Directive:
Retype the whole listing below, character for character.

Information shown:
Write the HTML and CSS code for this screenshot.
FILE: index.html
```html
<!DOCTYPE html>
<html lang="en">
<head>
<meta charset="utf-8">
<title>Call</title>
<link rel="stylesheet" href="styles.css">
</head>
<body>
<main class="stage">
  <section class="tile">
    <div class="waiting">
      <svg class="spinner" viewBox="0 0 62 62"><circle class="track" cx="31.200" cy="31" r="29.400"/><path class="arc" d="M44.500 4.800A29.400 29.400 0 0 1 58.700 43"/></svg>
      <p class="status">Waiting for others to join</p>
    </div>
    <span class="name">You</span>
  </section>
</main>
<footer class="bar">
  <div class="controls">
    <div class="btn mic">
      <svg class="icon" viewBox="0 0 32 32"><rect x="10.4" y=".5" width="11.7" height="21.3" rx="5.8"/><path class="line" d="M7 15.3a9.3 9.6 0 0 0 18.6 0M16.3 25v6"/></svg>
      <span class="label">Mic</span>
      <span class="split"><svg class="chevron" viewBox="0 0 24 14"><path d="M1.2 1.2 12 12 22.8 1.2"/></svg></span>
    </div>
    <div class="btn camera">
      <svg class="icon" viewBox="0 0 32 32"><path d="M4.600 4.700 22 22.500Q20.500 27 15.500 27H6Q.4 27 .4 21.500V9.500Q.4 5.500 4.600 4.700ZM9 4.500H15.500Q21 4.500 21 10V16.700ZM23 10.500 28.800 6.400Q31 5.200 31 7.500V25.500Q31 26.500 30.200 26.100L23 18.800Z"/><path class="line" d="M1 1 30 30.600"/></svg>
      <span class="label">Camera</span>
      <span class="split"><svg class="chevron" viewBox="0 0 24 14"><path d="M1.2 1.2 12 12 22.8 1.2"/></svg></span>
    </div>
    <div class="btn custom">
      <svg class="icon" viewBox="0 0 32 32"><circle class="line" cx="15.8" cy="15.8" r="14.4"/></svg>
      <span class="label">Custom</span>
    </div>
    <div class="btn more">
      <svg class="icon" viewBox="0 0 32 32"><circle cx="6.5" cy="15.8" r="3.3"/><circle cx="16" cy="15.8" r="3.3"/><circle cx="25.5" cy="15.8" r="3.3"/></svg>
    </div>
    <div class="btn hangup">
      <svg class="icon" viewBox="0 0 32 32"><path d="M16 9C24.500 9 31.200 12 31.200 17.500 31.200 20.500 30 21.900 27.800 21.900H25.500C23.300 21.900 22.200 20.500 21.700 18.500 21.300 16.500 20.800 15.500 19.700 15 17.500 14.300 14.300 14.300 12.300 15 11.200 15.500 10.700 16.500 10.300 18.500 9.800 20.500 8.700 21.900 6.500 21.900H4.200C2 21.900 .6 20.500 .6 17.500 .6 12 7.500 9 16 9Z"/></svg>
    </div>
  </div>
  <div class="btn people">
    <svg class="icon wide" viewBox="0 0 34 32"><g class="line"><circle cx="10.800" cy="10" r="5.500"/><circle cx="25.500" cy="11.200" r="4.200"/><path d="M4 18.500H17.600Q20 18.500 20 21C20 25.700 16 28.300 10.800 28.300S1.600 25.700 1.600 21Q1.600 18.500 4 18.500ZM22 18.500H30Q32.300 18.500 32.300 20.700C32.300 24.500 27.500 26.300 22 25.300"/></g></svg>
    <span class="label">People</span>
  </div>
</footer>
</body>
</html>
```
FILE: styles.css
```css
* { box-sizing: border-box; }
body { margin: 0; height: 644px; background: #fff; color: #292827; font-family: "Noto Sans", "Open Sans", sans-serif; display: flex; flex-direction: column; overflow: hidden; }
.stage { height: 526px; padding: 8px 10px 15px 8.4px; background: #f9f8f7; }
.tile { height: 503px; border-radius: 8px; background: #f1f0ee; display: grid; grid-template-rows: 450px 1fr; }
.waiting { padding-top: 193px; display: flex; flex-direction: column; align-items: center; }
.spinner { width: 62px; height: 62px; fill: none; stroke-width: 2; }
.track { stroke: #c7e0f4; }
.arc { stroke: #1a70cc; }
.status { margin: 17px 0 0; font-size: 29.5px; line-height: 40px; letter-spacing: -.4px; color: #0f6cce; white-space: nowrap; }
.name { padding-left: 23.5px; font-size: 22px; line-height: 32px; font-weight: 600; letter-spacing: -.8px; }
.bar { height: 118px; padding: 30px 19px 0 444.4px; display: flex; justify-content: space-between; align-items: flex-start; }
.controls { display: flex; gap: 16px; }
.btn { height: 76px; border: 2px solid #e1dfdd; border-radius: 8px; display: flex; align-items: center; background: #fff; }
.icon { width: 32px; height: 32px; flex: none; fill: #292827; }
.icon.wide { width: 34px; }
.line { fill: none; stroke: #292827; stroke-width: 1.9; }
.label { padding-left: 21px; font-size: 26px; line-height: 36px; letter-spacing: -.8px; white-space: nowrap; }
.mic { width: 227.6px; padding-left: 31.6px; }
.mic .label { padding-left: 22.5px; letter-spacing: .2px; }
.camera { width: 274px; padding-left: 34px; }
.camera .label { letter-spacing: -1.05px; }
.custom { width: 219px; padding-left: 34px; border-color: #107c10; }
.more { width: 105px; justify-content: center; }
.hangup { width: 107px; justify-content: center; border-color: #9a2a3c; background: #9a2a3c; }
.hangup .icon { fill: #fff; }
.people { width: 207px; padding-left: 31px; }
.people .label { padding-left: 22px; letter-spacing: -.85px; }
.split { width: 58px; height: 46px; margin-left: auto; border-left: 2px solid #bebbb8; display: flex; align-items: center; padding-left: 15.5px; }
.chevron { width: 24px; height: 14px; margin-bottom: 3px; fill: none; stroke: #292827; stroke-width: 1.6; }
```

Completed task:
Write the HTML and CSS code for this screenshot.
FILE: index.html
```html
<!DOCTYPE html>
<html lang="en">
<head>
<meta charset="utf-8">
<title>Call</title>
<link rel="stylesheet" href="styles.css">
</head>
<body>
<main class="stage">
  <section class="tile">
    <div class="waiting">
      <svg class="spinner" viewBox="0 0 62 62"><circle class="track" cx="31.200" cy="31" r="29.400"/><path class="arc" d="M44.500 4.800A29.400 29.400 0 0 1 58.700 43"/></svg>
      <p class="status">Waiting for others to join</p>
    </div>
    <span class="name">You</span>
  </section>
</main>
<footer class="bar">
  <div class="controls">
    <div class="btn mic">
      <svg class="icon" viewBox="0 0 32 32"><rect x="10.4" y=".5" width="11.7" height="21.3" rx="5.8"/><path class="line" d="M7 15.3a9.3 9.6 0 0 0 18.6 0M16.3 25v6"/></svg>
      <span class="label">Mic</span>
      <span class="split"><svg class="chevron" viewBox="0 0 24 14"><path d="M1.2 1.2 12 12 22.8 1.2"/></svg></span>
    </div>
    <div class="btn camera">
      <svg class="icon" viewBox="0 0 32 32"><path d="M4.600 4.700 22 22.500Q20.500 27 15.500 27H6Q.4 27 .4 21.500V9.500Q.4 5.500 4.600 4.700ZM9 4.500H15.500Q21 4.500 21 10V16.700ZM23 10.500 28.800 6.400Q31 5.200 31 7.500V25.500Q31 26.500 30.200 26.100L23 18.800Z"/><path class="line" d="M1 1 30 30.600"/></svg>
      <span class="label">Camera</span>
      <span class="split"><svg class="chevron" viewBox="0 0 24 14"><path d="M1.2 1.2 12 12 22.8 1.2"/></svg></span>
    </div>
    <div class="btn custom">
      <svg class="icon" viewBox="0 0 32 32"><circle class="line" cx="15.8" cy="15.8" r="14.4"/></svg>
      <span class="label">Custom</span>
    </div>
    <div class="btn more">
      <svg class="icon" viewBox="0 0 32 32"><circle cx="6.5" cy="15.8" r="3.3"/><circle cx="16" cy="15.8" r="3.3"/><circle cx="25.5" cy="15.8" r="3.3"/></svg>
    </div>
    <div class="btn hangup">
      <svg class="icon" viewBox="0 0 32 32"><path d="M16 9C24.500 9 31.200 12 31.200 17.500 31.200 20.500 30 21.900 27.800 21.900H25.500C23.300 21.900 22.200 20.500 21.700 18.500 21.300 16.500 20.800 15.500 19.700 15 17.500 14.300 14.300 14.300 12.300 15 11.200 15.500 10.700 16.500 10.300 18.500 9.800 20.500 8.700 21.900 6.500 21.900H4.200C2 21.900 .6 20.500 .6 17.500 .6 12 7.500 9 16 9Z"/></svg>
    </div>
  </div>
  <div class="btn people">
    <svg class="icon wide" viewBox="0 0 34 32"><g class="line"><circle cx="10.800" cy="10" r="5.500"/><circle cx="25.500" cy="11.200" r="4.200"/><path d="M4 18.500H17.600Q20 18.500 20 21C20 25.700 16 28.300 10.800 28.300S1.600 25.700 1.600 21Q1.600 18.500 4 18.500ZM22 18.500H30Q32.300 18.500 32.300 20.700C32.300 24.500 27.500 26.300 22 25.300"/></g></svg>
    <span class="label">People</span>
  </div>
</footer>
</body>
</html>
```
FILE: styles.css
```css
* { box-sizing: border-box; }
body { margin: 0; height: 644px; background: #fff; color: #292827; font-family: "Noto Sans", "Open Sans", sans-serif; display: flex; flex-direction: column; overflow: hidden; }
.stage { height: 526px; padding: 8px 10px 15px 8.4px; background: #f9f8f7; }
.tile { height: 503px; border-radius: 8px; background: #f1f0ee; display: grid; grid-template-rows: 450px 1fr; }
.waiting { padding-top: 193px; display: flex; flex-direction: column; align-items: center; }
.spinner { width: 62px; height: 62px; fill: none; stroke-width: 2; }
.track { stroke: #c7e0f4; }
.arc { stroke: #1a70cc; }
.status { margin: 17px 0 0; font-size: 29.5px; line-height: 40px; letter-spacing: -.4px; color: #0f6cce; white-space: nowrap; }
.name { padding-left: 23.5px; font-size: 22px; line-height: 32px; font-weight: 600; letter-spacing: -.8px; }
.bar { height: 118px; padding: 30px 19px 0 444.4px; display: flex; justify-content: space-between; align-items: flex-start; }
.controls { display: flex; gap: 16px; }
.btn { height: 76px; border: 2px solid #e1dfdd; border-radius: 8px; display: flex; align-items: center; background: #fff; }
.icon { width: 32px; height: 32px; flex: none; fill: #292827; }
.icon.wide { width: 34px; }
.line { fill: none; stroke: #292827; stroke-width: 1.9; }
.label { padding-left: 21px; font-size: 26px; line-height: 36px; letter-spacing: -.8px; white-space: nowrap; }
.mic { width: 227.6px; padding-left: 31.6px; }
.mic .label { padding-left: 22.5px; letter-spacing: .2px; }
.camera { width: 274px; padding-left: 34px; }
.camera .label { letter-spacing: -1.05px; }
.custom { width: 219px; padding-left: 34px; border-color: #107c10; }
.more { width: 105px; justify-content: center; }
.hangup { width: 107px; justify-content: center; border-color: #9a2a3c; background: #9a2a3c; }
.hangup .icon { fill: #fff; }
.people { width: 207px; padding-left: 31px; }
.people .label { padding-left: 22px; letter-spacing: -.85px; }
.split { width: 58px; height: 46px; margin-left: auto; border-left: 2px solid #bebbb8; display: flex; align-items: center; padding-left: 15.5px; }
.chevron { width: 24px; height: 14px; margin-bottom: 3px; fill: none; stroke: #292827; stroke-width: 1.6; }
```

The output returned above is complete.